I cried when when Chelsea Clinton introduced her mother during the last day of the DNC. My husband cried, too. So did our dog because our crying freaks him out. Hillary Clinton’s first official address as the first female nominee for president of a major American political party was, in short, a monumental moment—for women, for mothers and daughters—for people—worldwide.
The tears, I expected. What I didn’t expect was to see that the media, as far as I can tell, laid off of Chelsea when it came to her appearance. I felt gratified because in an election when everything is juxtaposed—here, Chelsea with would-be First Daughter Ivanka—this didn’t seem to happen when Chelsea took the spotlight.
I was surprised because it seems almost impossible for many journalists and media outlets to say anything unqualifiedly nice about the Clintons—witness here Rachel Maddow reacting to Bill Clinton’s heartfelt, personal, and frankly romantic speech about first falling in love his this wife, a speech she called “risky.” Apparently a husband of 40+ years reminiscing about the day he met the “girl” he would marry, bring to the White House, and ultimately introduce at the DNC as “the next President of the United States of America” is…insulting somehow?
Which is why I fully expected to wake up this mornings to comparisons, mostly unflattering, of Chelsea—smiling bravely and clearly Spanxed-to-the-gills after giving birth just 5 weeks ago—to the terrifyingly poised Ivanka Trump. That same Ivanka who last week at the RNC looked sleekly postpartum in her blush sheath dress as she directed her laser-like glare onto the cameras and tried to convince us that her father is in fact the exact opposite of everything we have seen him do.
After all, in a notoriously superficial media world, Chelsea is hardly a steely Trumpian fembot. For all her graciousness and accomplishments, she has always seems like a normal, approachable woman—the kind who needs a few months to get back into her jeans after having a baby and has not yet undergone some weird surgery to replace all her original skin with that rubbery tan plastic they make Barbies out of.
I thought that the pundits, as is their wont, would surely find some way to insult and diminish her, as they’ve doing with varying degrees of cruelty since she was twelve years old, and when I was one of those little girls watching at home. So you can imagine how gratified I am to see that, for the most part, this does not seem to be happening!
I’ve been Googling, with terror, but nothing has yet jumped out at me contrasting their appearances or dresses or bodies. Although, it must be said, that Hillary, unlike her opponent, managed to resist the impulse to grope her daughter’s ass in front of millions of people, just to drive home the point that she’s really an object placed on Earth for his judgment and pleasure.
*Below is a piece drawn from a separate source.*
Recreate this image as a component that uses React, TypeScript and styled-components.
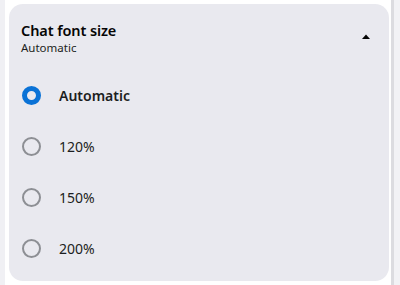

There was no “who wore it better,” no “who’s bounced back from childbirth faster.” It’s almost like we have a woman candidate for president and the media has finally figured out that what women say is more important than what they look like. Because when it comes down to substance, there’s really no comparison.
Chelsea and Ivanka may share many superficial similarities: They’re both highly educated, high-achieving, and extraordinarily privileged. They are also both married to Jewish men whose fathers went to prison (how’s that for coincidence? Like, seriously?). And for anyone keeping track, no matter who is elected, it’ll be the first time we’ve had Jewish grandchildren in the White House.
But in terms of their speeches, they could not have been more different. Chelsea spoke in specific examples—about her father’s love for goofy ‘80s comedies, her mother’s fortitude and tenacity, the lively dinner table discussions they’d had during her childhood, and her relationship with her grandmother. “Grandma would be so, so proud,” she said. Ivanka, on the other hand, spoke in the same generalities her father has trafficked in, telling us we could trust him to “to make America great again” without ever quite getting at what that might actually mean (apart from ethnic cleansing and mandatory plastic surgery, which is what I myself have inferred.)
One daughter loves and knows her parent for who she is; the other seems to view him as a distant figurehead who tells, not shows. And that’s a comparison worth making.